Living in a digital world has brought about new changes to our collective society both in availability and accessibility. One major shift in global culture has been the shift to online purchases and merchants. In an unprecedented era, buyers in any part of the world with internet access (desktop or mobile) can browse, purchase and receive goods and services from merchants on a global scale (possibly the greatest gateway to global trade since the Silk Road–the real Silk Road).
In fact, an average of $1.2 million in global e-commerce sales are generated every 30 seconds, with over $250,000 of those sales made through mobile devices. Again, that means over $1 million in online purchases were made in the time it took to read this paragraph.
One of the concepts that has made this process possible is the credit card. Without it, every seller and merchant would still be forced to pay with and accept paper currency–largely limiting the amount of global trading and purchasing possible. In fact, as recent as 2013 there were a reported 278 million Visa cards in the U.S. (almost one credit card per resident–and that’s just one company). And they sure did use them–over 50% of the $8.6 trillion spent in the U.S. during the same year were spent using credit/debit cards. These purchases are made in full faith because of trust and consistency: over 60% of those all Millennials polled said that they expect their experiences with a brand to be the same across all mediums–in-store or online. This is where chargeback protection for eCommerce comes in.
All of these purchases are done using a convenient system which accommodates the lack of human interaction: the card not present transaction. These are necessary for online and mobile purchases to remain possible and convenient, but they also lead to a large amount of credit card fraud in the process. One of the biggest issues in this fraud is faulty chargeback protection for eCommerce sales (as this writer was recently hit with $1,400 in fraud charges, consider this a painful paragraph to write). In 2014, losses from credit card fraud reach over $16 billion, a whopping 19 percent higher than the losses from credit card fraud the year before; unfortunately, this was also the fourth consecutive year in which credit card fraud was higher than the increase in total card volume globally. And this surge in fraud has not gone unnoticed, with 6 out of 10 buyers concerned about card not present fraud when online shopping.

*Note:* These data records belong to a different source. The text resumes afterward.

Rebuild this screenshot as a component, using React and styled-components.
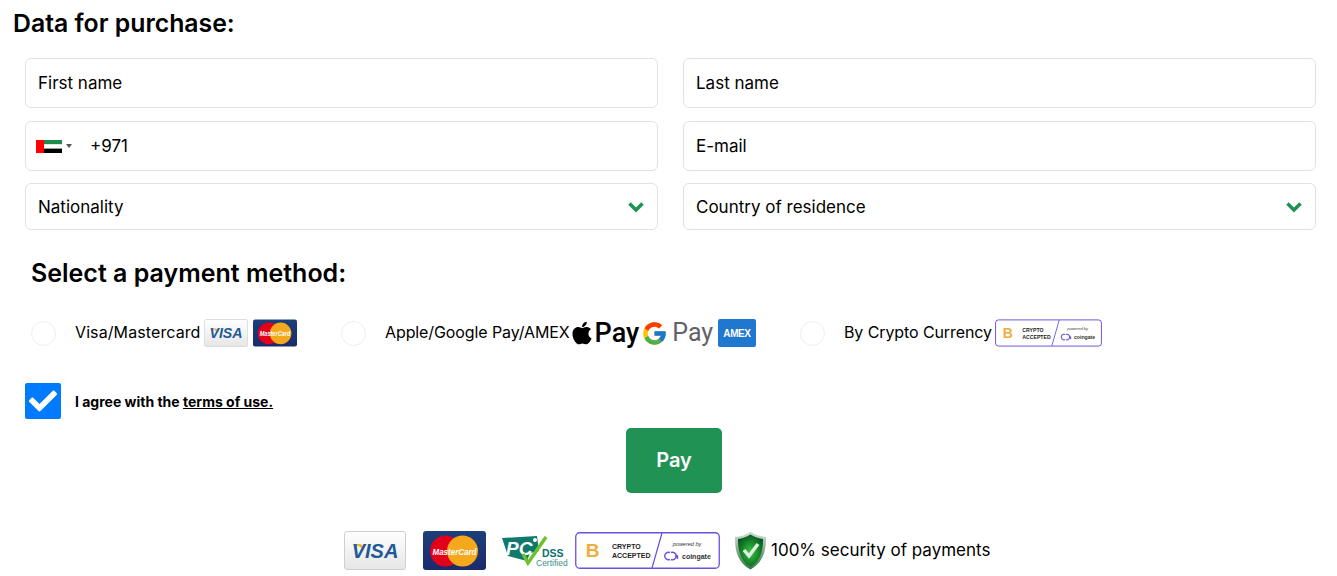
import styled, { createGlobalStyle } from 'styled-components'
import { FaApple, FaCheck } from 'react-icons/fa'
import { FcGoogle } from 'react-icons/fc'

const GlobalStyle = createGlobalStyle`
  html, body {
    margin: 0;
    padding: 0;
    background: #fff;
    color: #000;
    font-family: Inter, "Noto Sans", sans-serif;
  }
`

const Flag = () => (
  <svg width="26" height="13" viewBox="0 0 26 13">
    <rect width="26" height="4.4" fill="#1f8a4c" />
    <rect y="4.4" width="26" height="4.2" fill="#fff" />
    <rect y="8.6" width="26" height="4.4" fill="#000" />
    <rect width="8" height="13" fill="#f00" />
  </svg>
)

const Chevron = () => (
  <svg width="18" height="12" viewBox="0 0 18 12">
    <path d="M2.5 2.5 9 9l6.500-6.500" fill="none" stroke="#1f9254" strokeWidth="3.600" />
  </svg>
)

const VisaCard = ({ width, height }) => (
  <svg width={width} height={height} viewBox="0 0 62 39">
    <defs>
      <linearGradient id={`visa${width}`} x1="0" y1="0" x2="0" y2="1">
        <stop offset="0" stopColor="#fff" />
        <stop offset="1" stopColor="#e6e6e6" />
      </linearGradient>
    </defs>
    <rect x="0.5" y="0.5" width="61" height="38" rx="2.500" fill={`url(#visa${width})`} stroke="#cfcfcf" />
    <path d="M8 13h8c2 0 3 2 4 6-3-3-7-5-12-6z" fill="#f0b030" />
    <text x="31" y="27" textAnchor="middle" fontFamily="Liberation Sans" fontWeight="700" fontStyle="italic" fontSize="20" fill="#1f5a94">VISA</text>
  </svg>
)

const MasterCard = ({ width, height }) => (
  <svg width={width} height={height} viewBox="0 0 63 39">
    <defs>
      <linearGradient id={`mc${width}`} x1="0" y1="0" x2="0" y2="1">
        <stop offset="0" stopColor="#1c4079" />
        <stop offset="1" stopColor="#1b2a6c" />
      </linearGradient>
    </defs>
    <rect width="63" height="39" rx="3" fill={`url(#mc${width})`} />
    <circle cx="22.500" cy="20" r="15.500" fill="#e2001a" />
    <circle cx="39.500" cy="20" r="15.500" fill="#f5a81c" />
    <text x="31.500" y="23.500" textAnchor="middle" fontFamily="Liberation Sans" fontWeight="700" fontStyle="italic" fontSize="9.500" textLength="44" lengthAdjust="spacingAndGlyphs" fill="#fff">MasterCard</text>
  </svg>
)

const AmexCard = () => (
  <svg width="38" height="28" viewBox="0 0 38 28">
    <rect width="38" height="28" rx="2" fill="#1f77d0" />
    <text x="19" y="17.500" textAnchor="middle" fontFamily="Liberation Sans" fontWeight="700" fontSize="10" letterSpacing="-0.400" fill="#fff">AMEX</text>
  </svg>
)

const CryptoBadge = ({ width, height }) => (
  <svg width={width} height={height} viewBox="0 0 145 37">
    <rect x="0.750" y="0.750" width="143.500" height="35.500" rx="4" fill="#fff" stroke="#6a4fe0" strokeWidth="1.300" />
    <path d="M87 1 77 36" stroke="#6a4fe0" strokeWidth="1.200" />
    <text x="17.500" y="25" textAnchor="middle" fontFamily="Liberation Sans" fontWeight="700" fontSize="19" fill="#f0ad3c">B</text>
    <text x="37" y="17" fontFamily="Liberation Sans" fontWeight="700" fontSize="7" fill="#222">CRYPTO</text>
    <text x="37" y="26" fontFamily="Liberation Sans" fontWeight="700" fontSize="7" fill="#222">ACCEPTED</text>
    <text x="112" y="14" textAnchor="middle" fontFamily="Liberation Sans" fontStyle="italic" fontSize="5.500" fill="#333">powered by</text>
    <path d="M95 20.500a3.800 3.800 0 1 0 0 7M96 27.500a3.800 3.800 0 1 0 0-7M100 24h2.500v3" fill="none" stroke="#6a4fe0" strokeWidth="1.400" />
    <text x="107" y="26.500" fontFamily="Liberation Sans" fontWeight="700" fontSize="7" fill="#333">coingate</text>
  </svg>
)

const PciLogo = () => (
  <svg width="70" height="39" viewBox="0 0 70 39">
    <path d="M0 7 35 5l2 15-9 2-3 8L6 25z" fill="#0f7a6c" />
    <text x="4" y="24" fontFamily="Liberation Sans" fontWeight="700" fontStyle="italic" fontSize="19" fill="#fff">PC</text>
    <circle cx="33" cy="9" r="2" fill="#fff" />
    <path d="M21 23l5 9L44 6" fill="none" stroke="#6cc12c" strokeWidth="3.500" />
    <text x="40" y="26" fontFamily="Liberation Sans" fontWeight="700" fontSize="10.500" fill="#0f6f6a">DSS</text>
    <text x="34" y="35" fontFamily="Liberation Sans" fontSize="8.500" fill="#3a8f8a">Certified</text>
  </svg>
)

const Shield = () => (
  <svg width="33" height="39" viewBox="0 0 33 39">
    <defs>
      <linearGradient id="shieldRim" x1="0" y1="0" x2="0" y2="1">
        <stop offset="0" stopColor="#d5dfd6" />
        <stop offset="1" stopColor="#2f7a41" />
      </linearGradient>
      <radialGradient id="shieldFill" cx="0.500" cy="0.550" r="0.600">
        <stop offset="0" stopColor="#35c53f" />
        <stop offset="1" stopColor="#04521c" />
      </radialGradient>
    </defs>
    <path d="M16.500 0.500C21 4 26 5.500 32 6c0 13-2 25-15.500 32.500C3 31 1 19 1 6 7 5.500 12 4 16.500 0.500z" fill="url(#shieldRim)" />
    <path d="M16.500 3.500C20.500 6 25 7.500 29 8c0 11-2 22-12.500 27.500C6 30 4 19 4 8c4-.5 8.500-2 12.500-4.500z" fill="url(#shieldFill)" />
    <path d="M10 19l5 6 9-12" fill="none" stroke="#dfeee0" strokeWidth="3.500" />
  </svg>
)

const App = () => (
  <Page>
    <GlobalStyle />
    <Title>Data for purchase:</Title>
    <FieldRow $gap={13}>
      <Field>First name</Field>
      <Field>Last name</Field>
    </FieldRow>
    <FieldRow $gap={12}>
      <Field>
        <FlagPicker>
          <Flag />
          <Caret />
        </FlagPicker>
        +971
      </Field>
      <Field>E-mail</Field>
    </FieldRow>
    <FieldRow $gap={0}>
      <SelectField>
        Nationality
        <Chevron />
      </SelectField>
      <SelectField>
        Country of residence
        <Chevron />
      </SelectField>
    </FieldRow>

    <SubTitle>Select a payment method:</SubTitle>
    <Methods>
      <Method $width={310}>
        <Radio />
        <MethodLabel $spacing={0.1}>Visa/Mastercard</MethodLabel>
        <Logos $left={3}>
          <VisaCard width={44} height={28} />
          <MasterCard width={44} height={28} />
        </Logos>
      </Method>
      <Method $width={459}>
        <Radio />
        <MethodLabel $spacing={-0.1}>Apple/Google Pay/AMEX</MethodLabel>
        <Logos $left={2}>
          <PayMark $gap={3}>
            <FaApple size={26} color="#000" />
            <PayText>Pay</PayText>
          </PayMark>
          <PayMark $gap={7}>
            <FcGoogle size={27} />
            <PayText $grey>Pay</PayText>
          </PayMark>
          <AmexCard />
        </Logos>
      </Method>
      <Method>
        <Radio />
        <MethodLabel $spacing={-0.1}>By Crypto Currency</MethodLabel>
        <Logos $left={3}>
          <CryptoBadge width={107} height={28} />
        </Logos>
      </Method>
    </Methods>

    <Agree>
      <CheckBox>
        <FaCheck size={28} color="#fff" />
      </CheckBox>
      <AgreeText>
        I agree with the <TermsLink>terms of use.</TermsLink>
      </AgreeText>
    </Agree>

    <PayRow>
      <PayButton>Pay</PayButton>
    </PayRow>

    <Footer>
      <VisaCard width={62} height={39} />
      <FooterLogo $left={17}>
        <MasterCard width={63} height={39} />
      </FooterLogo>
      <FooterLogo $left={16}>
        <PciLogo />
      </FooterLogo>
      <FooterLogo $left={3}>
        <CryptoBadge width={145} height={37} />
      </FooterLogo>
      <Security>
        <Shield />
        <SecurityText>100% security of payments</SecurityText>
      </Security>
    </Footer>
  </Page>
)

const Page = styled.div`
  width: 1337px;
  height: 576px;
  overflow: hidden;
`

const Title = styled.h2`
  margin: 0;
  padding: 8px 0 0 13px;
  height: 58px;
  box-sizing: border-box;
  font-size: 24.8px;
  line-height: 30px;
  font-weight: 600;
`

const FieldRow = styled.div`
  display: grid;
  grid-template-columns: 633px 633px;
  column-gap: 25px;
  padding-left: 25px;
  margin-bottom: ${props => props.$gap}px;
`

const Field = styled.div`
  display: flex;
  align-items: center;
  box-sizing: border-box;
  height: 50px;
  padding: 0 12px;
  border: 1px solid #e2e2e2;
  border-radius: 6px;
  font-size: 17px;
`

const SelectField = styled(Field)`
  height: 47px;
  justify-content: space-between;
`

const FlagPicker = styled.div`
  display: flex;
  align-items: center;
  width: 54px;
  margin-left: -2px;
`

const Caret = styled.span`
  margin-left: 4px;
  border-left: 3px solid transparent;
  border-right: 3px solid transparent;
  border-top: 4px solid #555;
`

const SubTitle = styled.h3`
  margin: 0;
  padding: 28px 0 0 31px;
  height: 71px;
  box-sizing: border-box;
  font-size: 25px;
  line-height: 30px;
  font-weight: 600;
`

const Methods = styled.div`
  display: flex;
  align-items: center;
  height: 30px;
  padding-left: 31px;
  margin-top: 17px;
`

const Method = styled.div`
  display: flex;
  align-items: center;
  width: ${props => (props.$width ? `${props.$width}px` : 'auto')};
`

const Radio = styled.span`
  box-sizing: border-box;
  flex: none;
  width: 25px;
  height: 25px;
  margin-right: 19px;
  border: 1px solid #eee;
  border-radius: 50%;
`

const MethodLabel = styled.span`
  margin-bottom: 2px;
  font-size: 16px;
  letter-spacing: ${props => props.$spacing}px;
  white-space: nowrap;
`

const Logos = styled.div`
  display: flex;
  align-items: center;
  gap: 5px;
  margin-left: ${props => props.$left}px;
`

const PayMark = styled.div`
  display: flex;
  align-items: center;
  gap: ${props => props.$gap}px;

  svg {
    margin: 0 -3px;
  }
`

const PayText = styled.span`
  font-family: Roboto, "Liberation Sans", sans-serif;
  font-size: ${props => (props.$grey ? '25px' : '27px')};
  font-weight: ${props => (props.$grey ? 400 : 500)};
  line-height: 28px;
  color: ${props => (props.$grey ? '#5f6368' : '#000')};
`

const Agree = styled.div`
  display: flex;
  align-items: center;
  margin: 35px 0 0 25px;
`

const CheckBox = styled.div`
  display: flex;
  align-items: center;
  justify-content: center;
  width: 36px;
  height: 36px;
  margin-right: 14px;
  border-radius: 2px;
  background: #007bff;
`

const AgreeText = styled.span`
  font-size: 14px;
  font-weight: 700;
`

const TermsLink = styled.span`
  text-decoration: underline;
`

const PayRow = styled.div`
  display: flex;
  padding-left: 626px;
  margin-top: 9px;
`

const PayButton = styled.button`
  width: 96px;
  height: 65px;
  padding: 0 0 2px;
  border: 0;
  border-radius: 5px;
  background: #1f9254;
  color: #fff;
  font-family: inherit;
  font-size: 20px;
  font-weight: 600;
`

const Footer = styled.div`
  display: flex;
  align-items: center;
  padding-left: 344px;
  margin-top: 38px;
`

const FooterLogo = styled.div`
  display: flex;
  margin-left: ${props => props.$left}px;
`

const Security = styled.div`
  display: flex;
  align-items: center;
  gap: 4px;
  margin-left: 14px;
  font-size: 17px;
  white-space: nowrap;
`

const SecurityText = styled.span`
  margin-bottom: 2px;
`

export default App
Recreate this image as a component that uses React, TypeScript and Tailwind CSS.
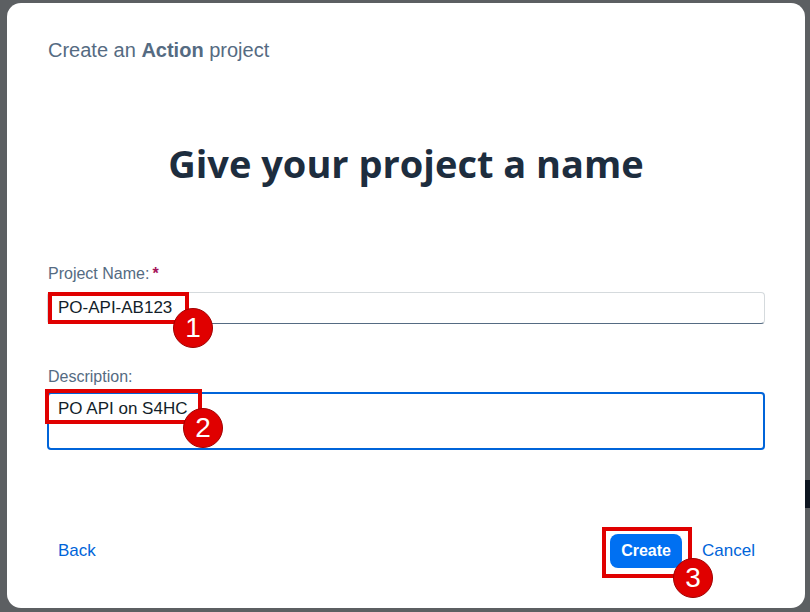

Don’t close your shopping tabs too soon, however, as certain companies have been working on improving and revolutionizing payment processing services to create more secure payment options for buyers around the world. And with online shopping sales expected to rise to $370 billion by 2017–a huge increase from the $231 billion spent in 2012–the 1.2 billion people expected to purchase goods and services online should be able to rest a little easier knowing that companies are working diligently to make chargeback protection for eCommerce more efficient in the near future.